Unfortunately, both of these methods have major drawbacks. Fiscal stimulus is dependent on Congress, which these days doesn't tend to respond in a rapid, reliable or even a responsible way. Monetary stimulus just doesn’t seem to work very well when interest rates are near zero -- the impact of quantitative easing, for example, was questionable.

Because of these limitations, macroeconomists have been trying to dream up alternate ways of stimulating the economy. One of these ideas is the so-called helicopter drop -- have the central bank print money and give it to people. A second idea is to make interest rates very negative, which would probably require forcing people to use electronic money rather than physical cash.

A third new idea is to have the government lend people money at very low interest rates. The basic reasoning is that people have constraints on how much they can borrow -- not everyone can get a mortgage, or take out a large loan on a credit card. This creates limits on how much they can spend. The government, on the other hand, can borrow almost unlimited money, at far lower interest rates than normal people. The interest rate on one-month Treasury bills is just a bit more than 0.25 percent, while credit-card interest rates are about 15 percent:

Suppose the government offers loans to citizens at 0.5 percent, up to some maximum amount per-person. If people repay the loans, the government makes a profit. If they don’t, the amount they don’t pay back acts as fiscal stimulus. Either way, people will tend to spend the money they borrow, giving a bump to aggregate demand in the short term. Because some people will pay back their loans, the cost to the government -- and thus to the future taxpayer -- is lower than for pure fiscal stimulus.

This approach was suggested by University of Michigan economist Miles Kimball, in a 2011 paper entitled “Getting the Biggest Bang for the Buck in Fiscal Policy.” He called the proposal “national lines of credit.” More recently, it has been suggested by the University of California-Berkeley’s Brad DeLong, under the name of “social credit.”

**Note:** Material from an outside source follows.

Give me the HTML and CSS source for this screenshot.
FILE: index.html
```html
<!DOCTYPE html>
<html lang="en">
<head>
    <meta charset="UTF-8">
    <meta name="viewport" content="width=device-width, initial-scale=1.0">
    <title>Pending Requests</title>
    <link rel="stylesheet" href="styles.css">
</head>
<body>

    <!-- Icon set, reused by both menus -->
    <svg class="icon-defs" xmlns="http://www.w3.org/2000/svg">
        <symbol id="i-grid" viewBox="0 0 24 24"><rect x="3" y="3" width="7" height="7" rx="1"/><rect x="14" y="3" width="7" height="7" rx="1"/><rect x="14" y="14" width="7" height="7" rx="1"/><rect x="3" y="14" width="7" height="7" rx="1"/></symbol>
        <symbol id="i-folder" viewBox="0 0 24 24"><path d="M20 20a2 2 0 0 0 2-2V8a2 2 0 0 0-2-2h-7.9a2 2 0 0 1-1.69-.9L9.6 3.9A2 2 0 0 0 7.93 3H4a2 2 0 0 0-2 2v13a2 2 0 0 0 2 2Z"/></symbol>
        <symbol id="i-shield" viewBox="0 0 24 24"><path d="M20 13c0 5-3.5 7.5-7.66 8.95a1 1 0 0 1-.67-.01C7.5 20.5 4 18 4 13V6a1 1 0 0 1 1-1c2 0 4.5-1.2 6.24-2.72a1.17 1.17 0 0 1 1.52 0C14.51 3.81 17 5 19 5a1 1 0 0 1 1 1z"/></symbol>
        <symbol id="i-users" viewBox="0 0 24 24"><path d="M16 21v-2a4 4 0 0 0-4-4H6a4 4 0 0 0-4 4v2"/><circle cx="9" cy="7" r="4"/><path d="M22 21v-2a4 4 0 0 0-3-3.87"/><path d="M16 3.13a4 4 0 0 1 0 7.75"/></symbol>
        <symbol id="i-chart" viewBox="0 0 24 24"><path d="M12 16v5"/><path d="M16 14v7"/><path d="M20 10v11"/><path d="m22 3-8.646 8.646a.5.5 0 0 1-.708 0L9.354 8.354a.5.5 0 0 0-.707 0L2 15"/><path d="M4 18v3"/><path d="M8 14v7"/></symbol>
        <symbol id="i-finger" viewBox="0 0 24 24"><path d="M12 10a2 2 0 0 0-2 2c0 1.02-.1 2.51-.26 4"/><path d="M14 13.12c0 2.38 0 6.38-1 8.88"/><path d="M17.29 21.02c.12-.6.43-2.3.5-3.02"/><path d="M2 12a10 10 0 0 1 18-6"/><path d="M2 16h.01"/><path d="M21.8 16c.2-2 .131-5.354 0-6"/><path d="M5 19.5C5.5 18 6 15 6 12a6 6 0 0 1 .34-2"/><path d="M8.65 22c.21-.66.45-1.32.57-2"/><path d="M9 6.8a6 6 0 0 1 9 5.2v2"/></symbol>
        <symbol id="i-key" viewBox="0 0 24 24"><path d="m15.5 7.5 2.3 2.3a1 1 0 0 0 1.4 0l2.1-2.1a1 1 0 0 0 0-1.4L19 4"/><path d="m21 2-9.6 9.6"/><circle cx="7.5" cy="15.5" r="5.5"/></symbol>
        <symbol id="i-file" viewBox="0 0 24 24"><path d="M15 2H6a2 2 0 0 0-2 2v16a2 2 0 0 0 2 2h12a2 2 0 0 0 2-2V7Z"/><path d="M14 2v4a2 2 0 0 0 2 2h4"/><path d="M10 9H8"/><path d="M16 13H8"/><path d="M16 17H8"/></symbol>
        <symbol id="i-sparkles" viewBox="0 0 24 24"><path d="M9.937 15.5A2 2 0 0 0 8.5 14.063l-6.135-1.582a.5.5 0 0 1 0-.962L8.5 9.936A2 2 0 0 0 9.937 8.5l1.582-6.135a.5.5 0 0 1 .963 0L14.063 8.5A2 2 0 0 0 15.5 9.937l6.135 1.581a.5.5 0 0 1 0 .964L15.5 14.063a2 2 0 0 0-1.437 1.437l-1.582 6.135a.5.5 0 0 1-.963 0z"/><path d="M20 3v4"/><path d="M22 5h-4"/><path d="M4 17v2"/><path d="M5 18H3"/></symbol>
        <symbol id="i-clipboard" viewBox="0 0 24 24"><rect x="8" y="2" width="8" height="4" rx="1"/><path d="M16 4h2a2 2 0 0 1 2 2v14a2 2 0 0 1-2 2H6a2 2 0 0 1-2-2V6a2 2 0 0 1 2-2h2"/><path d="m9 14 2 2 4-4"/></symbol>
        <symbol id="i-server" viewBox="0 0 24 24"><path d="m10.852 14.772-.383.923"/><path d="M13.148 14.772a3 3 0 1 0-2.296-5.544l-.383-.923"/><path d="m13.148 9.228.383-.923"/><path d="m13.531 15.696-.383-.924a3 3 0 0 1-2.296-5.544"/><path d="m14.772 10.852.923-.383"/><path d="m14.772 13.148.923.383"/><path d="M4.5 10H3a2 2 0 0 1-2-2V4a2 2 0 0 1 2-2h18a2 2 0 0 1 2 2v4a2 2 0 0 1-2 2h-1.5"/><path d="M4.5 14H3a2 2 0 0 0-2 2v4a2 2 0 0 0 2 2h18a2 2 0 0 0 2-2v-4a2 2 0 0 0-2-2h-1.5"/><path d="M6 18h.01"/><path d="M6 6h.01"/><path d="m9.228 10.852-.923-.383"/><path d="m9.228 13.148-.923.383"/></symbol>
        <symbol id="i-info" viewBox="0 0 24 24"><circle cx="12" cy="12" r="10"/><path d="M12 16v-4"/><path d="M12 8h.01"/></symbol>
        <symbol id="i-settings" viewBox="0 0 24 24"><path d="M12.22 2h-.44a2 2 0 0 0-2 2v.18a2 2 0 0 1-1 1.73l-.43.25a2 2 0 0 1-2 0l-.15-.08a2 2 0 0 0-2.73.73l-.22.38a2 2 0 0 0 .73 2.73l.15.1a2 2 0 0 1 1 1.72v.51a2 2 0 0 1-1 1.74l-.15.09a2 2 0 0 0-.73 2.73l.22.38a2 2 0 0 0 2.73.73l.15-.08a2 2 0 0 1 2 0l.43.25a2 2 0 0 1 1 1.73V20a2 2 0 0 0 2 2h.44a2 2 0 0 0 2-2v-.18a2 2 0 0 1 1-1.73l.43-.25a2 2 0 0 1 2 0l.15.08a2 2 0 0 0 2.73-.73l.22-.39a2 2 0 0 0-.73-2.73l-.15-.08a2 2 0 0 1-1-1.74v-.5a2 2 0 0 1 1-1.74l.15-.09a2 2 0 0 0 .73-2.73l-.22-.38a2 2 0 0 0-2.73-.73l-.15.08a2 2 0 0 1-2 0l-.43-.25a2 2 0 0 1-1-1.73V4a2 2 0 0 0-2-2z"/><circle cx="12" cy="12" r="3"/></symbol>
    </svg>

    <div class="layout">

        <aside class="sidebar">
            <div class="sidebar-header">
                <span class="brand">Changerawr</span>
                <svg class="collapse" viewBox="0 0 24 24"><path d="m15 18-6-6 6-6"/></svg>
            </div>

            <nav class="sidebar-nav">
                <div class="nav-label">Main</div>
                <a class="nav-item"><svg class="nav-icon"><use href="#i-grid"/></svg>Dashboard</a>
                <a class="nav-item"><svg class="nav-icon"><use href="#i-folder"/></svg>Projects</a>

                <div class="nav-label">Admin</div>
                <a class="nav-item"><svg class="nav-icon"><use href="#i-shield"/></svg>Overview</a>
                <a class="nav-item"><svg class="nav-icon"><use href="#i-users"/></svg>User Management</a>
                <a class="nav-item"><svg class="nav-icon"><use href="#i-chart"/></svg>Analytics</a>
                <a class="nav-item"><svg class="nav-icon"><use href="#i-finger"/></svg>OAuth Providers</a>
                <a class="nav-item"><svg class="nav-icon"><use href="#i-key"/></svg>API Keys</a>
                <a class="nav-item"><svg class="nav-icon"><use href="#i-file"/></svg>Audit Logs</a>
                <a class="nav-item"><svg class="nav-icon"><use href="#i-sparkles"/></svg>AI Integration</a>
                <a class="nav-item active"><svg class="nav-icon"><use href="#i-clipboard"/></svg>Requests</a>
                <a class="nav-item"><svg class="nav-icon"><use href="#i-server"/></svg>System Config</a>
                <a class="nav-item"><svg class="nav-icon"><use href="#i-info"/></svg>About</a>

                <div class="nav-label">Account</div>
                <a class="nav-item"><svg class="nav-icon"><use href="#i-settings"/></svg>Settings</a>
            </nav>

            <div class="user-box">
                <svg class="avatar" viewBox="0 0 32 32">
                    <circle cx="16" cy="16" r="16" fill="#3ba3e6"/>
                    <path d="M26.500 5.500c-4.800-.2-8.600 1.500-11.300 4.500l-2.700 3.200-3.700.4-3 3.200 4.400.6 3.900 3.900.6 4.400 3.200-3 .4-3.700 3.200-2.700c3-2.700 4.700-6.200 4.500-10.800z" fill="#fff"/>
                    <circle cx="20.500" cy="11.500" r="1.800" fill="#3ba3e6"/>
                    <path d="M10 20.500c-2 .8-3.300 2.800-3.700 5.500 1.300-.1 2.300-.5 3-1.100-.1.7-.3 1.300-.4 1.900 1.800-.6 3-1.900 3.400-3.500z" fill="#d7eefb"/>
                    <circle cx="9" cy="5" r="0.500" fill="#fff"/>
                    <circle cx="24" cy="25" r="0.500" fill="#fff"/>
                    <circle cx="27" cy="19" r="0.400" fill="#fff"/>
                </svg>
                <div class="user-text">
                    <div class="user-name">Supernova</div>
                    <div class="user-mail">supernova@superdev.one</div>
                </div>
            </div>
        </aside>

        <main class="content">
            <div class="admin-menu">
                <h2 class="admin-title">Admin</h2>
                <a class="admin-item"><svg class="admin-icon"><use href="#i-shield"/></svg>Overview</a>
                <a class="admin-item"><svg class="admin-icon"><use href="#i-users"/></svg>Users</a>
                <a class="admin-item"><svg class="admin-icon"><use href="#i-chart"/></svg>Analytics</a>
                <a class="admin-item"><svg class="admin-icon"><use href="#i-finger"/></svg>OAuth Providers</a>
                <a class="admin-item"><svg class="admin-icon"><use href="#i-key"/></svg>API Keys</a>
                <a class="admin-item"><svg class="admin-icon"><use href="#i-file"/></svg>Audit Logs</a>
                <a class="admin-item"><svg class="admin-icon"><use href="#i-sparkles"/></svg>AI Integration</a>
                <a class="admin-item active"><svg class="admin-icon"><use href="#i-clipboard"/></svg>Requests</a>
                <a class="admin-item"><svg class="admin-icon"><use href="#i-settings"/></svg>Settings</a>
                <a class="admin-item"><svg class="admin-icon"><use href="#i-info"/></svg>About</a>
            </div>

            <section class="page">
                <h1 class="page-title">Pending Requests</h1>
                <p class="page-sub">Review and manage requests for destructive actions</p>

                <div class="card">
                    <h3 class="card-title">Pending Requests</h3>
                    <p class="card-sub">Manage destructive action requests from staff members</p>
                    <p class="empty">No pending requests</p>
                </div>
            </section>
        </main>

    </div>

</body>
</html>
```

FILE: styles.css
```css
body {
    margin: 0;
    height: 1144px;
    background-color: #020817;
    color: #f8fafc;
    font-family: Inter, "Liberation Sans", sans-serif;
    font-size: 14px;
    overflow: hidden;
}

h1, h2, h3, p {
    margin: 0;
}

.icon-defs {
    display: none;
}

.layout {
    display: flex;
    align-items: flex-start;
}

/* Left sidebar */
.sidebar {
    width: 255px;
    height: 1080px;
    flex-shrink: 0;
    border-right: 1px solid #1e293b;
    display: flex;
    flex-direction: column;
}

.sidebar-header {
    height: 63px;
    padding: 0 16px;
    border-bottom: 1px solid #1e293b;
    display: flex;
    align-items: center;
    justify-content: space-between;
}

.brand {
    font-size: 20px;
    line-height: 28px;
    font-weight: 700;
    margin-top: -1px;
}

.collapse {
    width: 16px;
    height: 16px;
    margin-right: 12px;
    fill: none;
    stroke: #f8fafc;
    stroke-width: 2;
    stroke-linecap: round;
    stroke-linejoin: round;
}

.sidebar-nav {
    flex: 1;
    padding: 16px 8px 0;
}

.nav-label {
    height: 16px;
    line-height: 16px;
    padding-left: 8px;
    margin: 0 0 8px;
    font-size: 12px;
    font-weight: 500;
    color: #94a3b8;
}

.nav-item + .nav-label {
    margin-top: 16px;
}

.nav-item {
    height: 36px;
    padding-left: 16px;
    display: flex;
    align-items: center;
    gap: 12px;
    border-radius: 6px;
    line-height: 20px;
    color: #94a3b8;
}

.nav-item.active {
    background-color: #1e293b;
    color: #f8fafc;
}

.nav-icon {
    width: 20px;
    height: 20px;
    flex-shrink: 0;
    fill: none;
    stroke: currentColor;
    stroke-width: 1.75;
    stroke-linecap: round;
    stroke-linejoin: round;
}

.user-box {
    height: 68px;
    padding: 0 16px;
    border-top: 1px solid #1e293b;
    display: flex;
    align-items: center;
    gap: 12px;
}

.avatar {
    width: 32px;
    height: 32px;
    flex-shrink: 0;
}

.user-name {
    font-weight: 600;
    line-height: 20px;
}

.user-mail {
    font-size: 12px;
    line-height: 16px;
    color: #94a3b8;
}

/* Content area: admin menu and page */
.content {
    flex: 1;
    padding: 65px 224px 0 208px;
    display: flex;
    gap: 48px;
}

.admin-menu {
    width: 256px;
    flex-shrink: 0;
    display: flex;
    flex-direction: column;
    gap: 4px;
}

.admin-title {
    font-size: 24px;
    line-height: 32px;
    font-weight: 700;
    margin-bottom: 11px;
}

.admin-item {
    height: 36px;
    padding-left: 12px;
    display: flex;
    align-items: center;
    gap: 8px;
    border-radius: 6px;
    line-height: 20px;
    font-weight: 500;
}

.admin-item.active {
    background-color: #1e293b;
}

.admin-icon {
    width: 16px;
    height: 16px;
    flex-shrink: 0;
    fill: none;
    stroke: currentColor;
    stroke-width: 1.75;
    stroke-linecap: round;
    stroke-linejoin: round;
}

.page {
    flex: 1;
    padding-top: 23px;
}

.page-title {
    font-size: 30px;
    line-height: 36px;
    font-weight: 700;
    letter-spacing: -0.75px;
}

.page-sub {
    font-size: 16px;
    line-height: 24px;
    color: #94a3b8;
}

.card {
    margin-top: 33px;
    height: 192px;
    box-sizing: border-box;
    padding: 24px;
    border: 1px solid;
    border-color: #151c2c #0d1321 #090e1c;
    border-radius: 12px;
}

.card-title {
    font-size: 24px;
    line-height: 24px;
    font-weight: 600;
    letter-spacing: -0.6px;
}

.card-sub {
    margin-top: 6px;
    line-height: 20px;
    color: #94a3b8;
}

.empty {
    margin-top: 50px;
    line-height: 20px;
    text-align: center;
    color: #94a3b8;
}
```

Now, some research suggests that the U.S. government may have already done a version of this during the Great Recession, and that it helped fight the slump. In a conference paper entitled “Credit Policy as Fiscal Policy,” Massachusetts Institute of Technology finance professor Deborah Lucas documents more than 150 programs that the government used to lend to or encourage lending to consumers. Here, from Lucas’ paper, is a picture of total nonemergency federal loans, including direct loans and guarantees:

Lucas calculates the impact of these loans on aggregate demand, using standard estimates of fiscal multipliers. She finds that federal lending did as much as the American Recovery and Reinvestment Act of 2009 to stimulate demand and keep the economy from crashing during those dark years.